2014-12-06 13:50:00

Card. Parolin: la diplomazia vaticana costruisce ponti


Chiesa, diplomazia e media possono contribuire alla pace e al dialogo tra i popoli. E’quanto emerso ieri a Roma in un incontro promosso dal sito della Stampa, “Vatican Insider” per l’inaugurazione delle sezioni in arabo e in cinese. Le nuove pagine web sono state presentate nel pomeriggio anche a Papa Francesco, che in un breve incontro a Santa Marta con il direttore Mario Calabresi, ha parlato dei “peccati capitali” dell’informazione: “sensazionalismo, diffamazione e calunnia”. Il servizio di Michele Raviart:

“La diplomazia e l’informazione condividono lo sguardo attento e partecipe rivolto alla condizione del mondo, alle vicende dei popoli e delle nazioni”, dice il segretario di Stato, il cardinale Pietro Parolin. In particolare, chi si occupa di raccontare la Santa Sede è per sua natura portato a cercare di comprendere quello che succede nel mondo:

"La Chiesa non è una specie di mondo parallelo. L’orizzonte della sua missione è il mondo. Forse per questo, chi per lavoro segue e racconta le vicende della Chiesa e delle comunità cristiane finisce spesso per avere punti di interesse comune con gli ambasciatori e con chi lavora nel campo della diplomazia".

Oggi l’informazione è immediata, grazie alle nuove tecnologie, ma i valori della diplomazia sono quelli del tempo e della pazienza, necessari per costruire il dialogo. E questo è tanto più vero per la specificità della diplomazia della Santa Sede, che è la mediazione senza interessi particolari. Ancora il cardinale Parolin:

"Gli obiettivi propri della diplomazia pontificia consistono nel costruire ponti, sostenere sempre il negoziato e il dialogo come mezzo di soluzione dei conflitti, promuovere la pace e lottare contro la povertà. Non esistono altri interessi e strategie del Papa e dei suoi collaboratori quando agiscono sulla scena internazionale".
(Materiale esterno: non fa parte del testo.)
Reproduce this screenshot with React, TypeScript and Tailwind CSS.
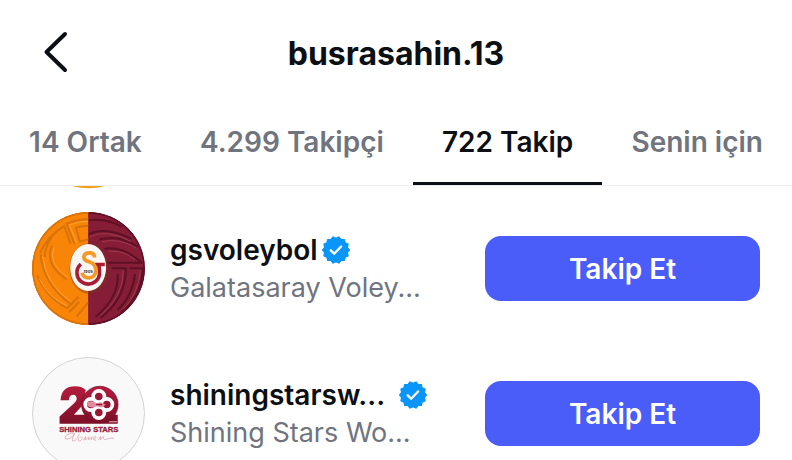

Nel mondo c’è una “guerra mondiale combattuta a pezzi”, secondo l’espressione di Papa Francesco, che coinvolge spesso le comunità cristiane. E l’identità religiosa viene spesso usata per infiammare gli animi e nascondere interessi materiali e di potere. Ecco perché trasmettere correttamente il messaggio religioso, anche in contesti difficili come il mondo arabo e cinese, è per sua stessa natura un contributo alla pace. Andrea Tornielli, coordinatore di “Vatican Insider”:

"Spesso e volentieri, in tanti Paesi e in tanti contesti certi messaggi arrivano in maniera distorta: arrivano attraverso pre-comprensioni che talvolta sono ideologiche. Credo che la grande forza del messaggio della Chiesa sia quella di riuscire a farlo arrivare così come è, destrutturato da contesti magari legati alle situazioni europee occidentali, contesti politici… Questa è una grande forza, perché magari gli utenti scoprono che il messaggio non era esattamente quello che immaginavano. Dunque, da questo punto di vista credo ci sia un grande lavoro da fare e anche una grandissima responsabilità per gli operatori della comunicazione".

La comunicazione religiosa è poi “cronaca e commento di fatti umani che toccano potenzialmente tutti”, spiega padre Antonio Spadaro, direttore di “Civiltà Cattolica”, e non può essere ridotta a un “vaticanismo” che sfocia in un“vaticinismo”, fatto di predizioni e dietrologie. Il messaggio deve essere diretto, come dirette sono le parole del Papa. Padre Antonio Spadaro:

"Papa Francesco non ha bisogno di ermeneuti o di scribi che sminuzzino il suo messaggio in modo che sia inteso. La comunicazione religiosa che parli di Vaticano o di Santa Sede – del Papa in modo particolare – oggi deve essere una comunicazione che accompagna il messaggio, non che lo media. In fondo, la peculiarità del messaggio di Francesco è che questo arriva nel momento in cui parte. La logica di un’informazione religiosa che vuole essere un’ermeneutica del discorso ricchissimo del Santo Padre, oggi, secondo me, non funziona più":

La sfida, conclude il cardinale Parolin, è quella di “provare a raccontare la Chiesa senza descriverla come una specie di marchingegno programmato o come una sequenza di opreazioni umane, da giudicare come buone o sbagliate a seconda dei pregiudizi”, con l’auspicio rivolto ai giornalisti di “restare stupiti da quello che incontrerete camminando e di condividere con gli altri il vostro stupore”.